原文 · 未翻译
Nvidia bets big on physical AI at GTC Taipei with a new world model, driving brain, and open humanoid robot
Nvidia used GTC Taipei to launch a series of models for robots, autonomous vehicles, and video systems. The centerpieces are the new world model Cosmos 3, a significantly scaled-up driving model called Alpamayo 2 Super, and an open reference platform for humanoid robots.
Cosmos 3 is Nvidia's next version of its open "omnimodel," which processes text, images, video, ambient audio, and action data in a single system. Developers building robots, autonomous vehicles, and video surveillance systems can use it to generate synthetic training data, interpret scenes, and predict future world states without having to painstakingly recreate those situations in the real world.
Nvidia names three use cases. As a vision-language model, Cosmos 3 analyzes video, for example to detect traffic anomalies in smart cities, as partner Linker Vision is already doing.
As a world model, it generates photorealistic video sequences of rare situations like near-misses or unusual object arrangements in a warehouse.

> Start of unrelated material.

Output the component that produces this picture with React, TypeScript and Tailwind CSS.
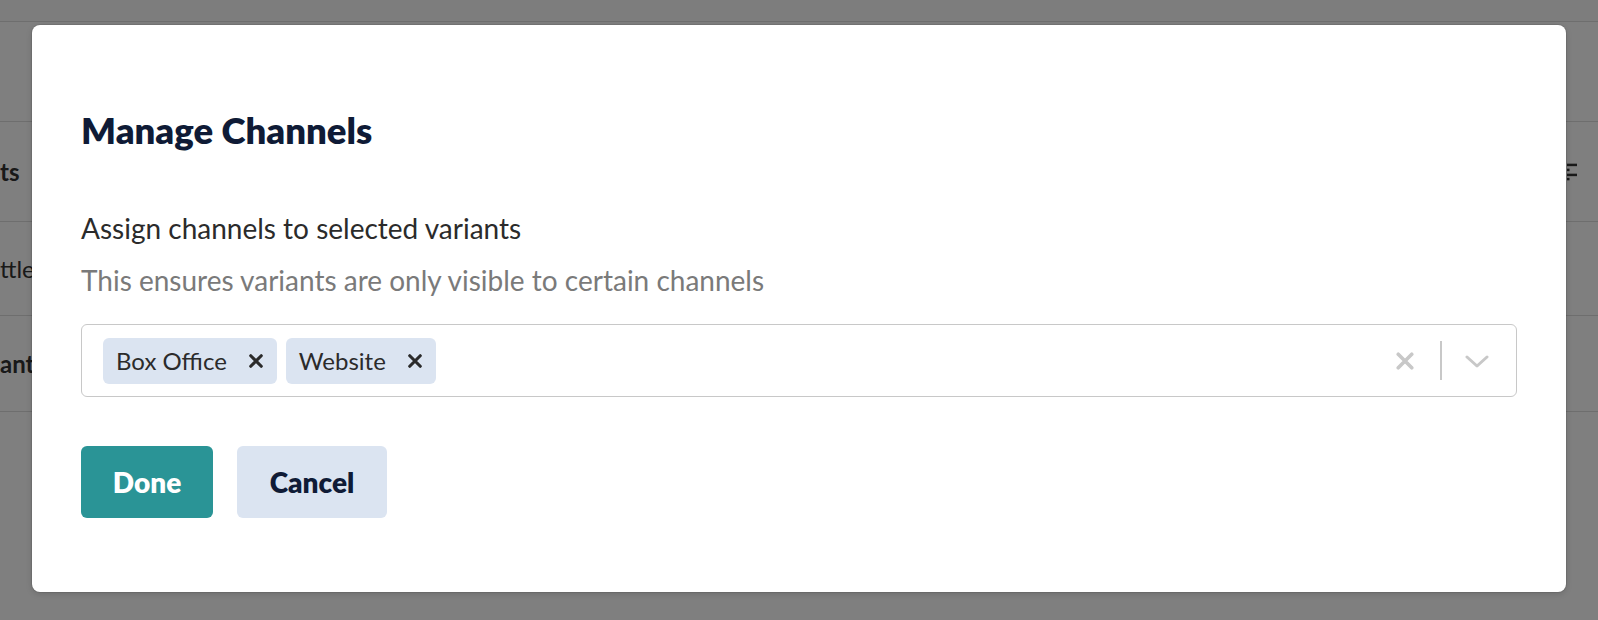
import React from "react";

const FONT = { fontFamily: "Lato, 'Noto Sans', sans-serif" };

// rows of the table sitting behind the dialog; only their left edges show
const ROWS = [
  { text: "ts", bold: true, h: "h-[100px]" },
  { text: "ttle", bold: false, h: "h-[94px]" },
  { text: "ant", bold: true, h: "h-[96px]" },
];

function XMark({ className, weight = 2.8 }: { className?: string; weight?: number }) {
  return (
    <svg viewBox="0 0 16 16" className={className} fill="none" stroke="currentColor" strokeWidth={weight} strokeLinecap="round">
      <path d="M2 2l12 12M14 2L2 14" />
    </svg>
  );
}

function Chip({ label }: { label: string }) {
  return (
    <div className="flex h-[46px] items-center gap-[22px] rounded-[6px] bg-[#dbe4f1] pl-[13px] pr-[14px]">
      <span className="text-[24px] leading-none text-[#2b2b2b]">{label}</span>
      <XMark className="h-[14px] w-[14px] text-[#2b2b2b]" weight={3.6} />
    </div>
  );
}

export default function App() {
  return (
    <div className="relative h-[620px] w-[1598px] overflow-hidden bg-white" style={FONT}>
      {/* page behind the modal */}
      <div className="h-[22px] border-b border-[#dcdcdc] bg-[#fafafa]" />
      <div className="h-[100px] border-b border-[#dcdcdc]" />
      {ROWS.map((row, i) => (
        <div key={i} className={`flex items-center justify-between border-b border-[#dcdcdc] ${row.h}`}>
          <span className={`text-[24px] text-[#333] ${row.bold ? "font-bold" : ""}`}>{row.text}</span>
          {i === 0 && (
            <svg viewBox="0 0 12 20" className="mr-[21px] h-[20px] w-[10px] text-[#333]" fill="currentColor">
              <rect x="0" y="0" width="12" height="3" />
              <rect x="0" y="6" width="3" height="3" />
              <rect x="0" y="12" width="12" height="3" />
              <rect x="0" y="17" width="3" height="3" />
            </svg>
          )}
        </div>
      ))}

      {/* overlay */}
      <div className="absolute inset-0 bg-black/50" />

      {/* modal */}
      <div className="absolute left-[32px] right-[32px] top-[25px] bottom-[28px] rounded-[8px] bg-white px-[49px] pt-[83px] shadow-[0_0_0_1px_rgba(0,0,0,0.08),0_2px_6px_rgba(0,0,0,0.15)]">
        <h2 className="text-[36.5px] font-extrabold leading-[44px] text-[#0f1b36]">Manage Channels</h2>
        <p className="mt-[58px] text-[28px] leading-[36px] text-[#2b2b2b]">Assign channels to selected variants</p>
        <p className="mt-[16px] text-[28px] leading-[36px] text-[#7a7a7a]">
          This ensures variants are only visible to certain channels
        </p>

        <div className="mt-[26px] flex h-[73px] items-center rounded-[6px] border border-[#c8c8c8] pl-[21px] pr-[27px]">
          <div className="flex flex-1 items-center gap-[9px]">
            <Chip label="Box Office" />
            <Chip label="Website" />
          </div>
          <XMark className="h-[18px] w-[18px] text-[#c8c8c8]" weight={3.2} />
          <div className="ml-[26px] h-[39px] w-[2px] bg-[#c8c8c8]" />
          <svg viewBox="0 0 24 24" className="ml-[23px] h-[24px] w-[24px] text-[#c8c8c8]" fill="none" stroke="currentColor" strokeWidth="3" strokeLinecap="round" strokeLinejoin="round">
            <path d="M2 8l10 9 10-9" />
          </svg>
        </div>

        <div className="mt-[49px] flex gap-[24px]">
          <button className="h-[72px] w-[132px] rounded-[6px] bg-[#2a9496] text-[28px] font-extrabold text-white">Done</button>
          <button className="h-[72px] w-[150px] rounded-[6px] bg-[#dbe4f1] text-[28px] font-extrabold text-[#0f1b36]">Cancel</button>
        </div>
      </div>
    </div>
  );
}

And as the basis for so-called world-action models, it produces numerical motion data like joint angles or gripper positions that robots use to learn tasks such as picking and placing, as industrial partner Agile Robots demonstrates.
The architecture uses a mixture-of-transformers approach: one reasoning transformer analyzes a scene, then a second generation transformer produces videos, descriptions, or motion trajectories from that analysis. Training data included billions of examples spanning text, images, video, audio, and action data. Nvidia offers three variants: Cosmos 3 Super delivers the best current quality, Nano is built for fast inference, and a forthcoming Edge model targets real-time operation on embedded systems. The models are available under the OpenMDW-1.1 license on Hugging Face and GitHub.
The release comes alongside the "Cosmos Coalition," a partner group that includes Black Forest Labs, Runway, LTX, Generalist, Agile Robots, and Skild AI. In practice, it's an alliance that uses Nvidia's DGX Cloud training infrastructure and contributes models and data in return.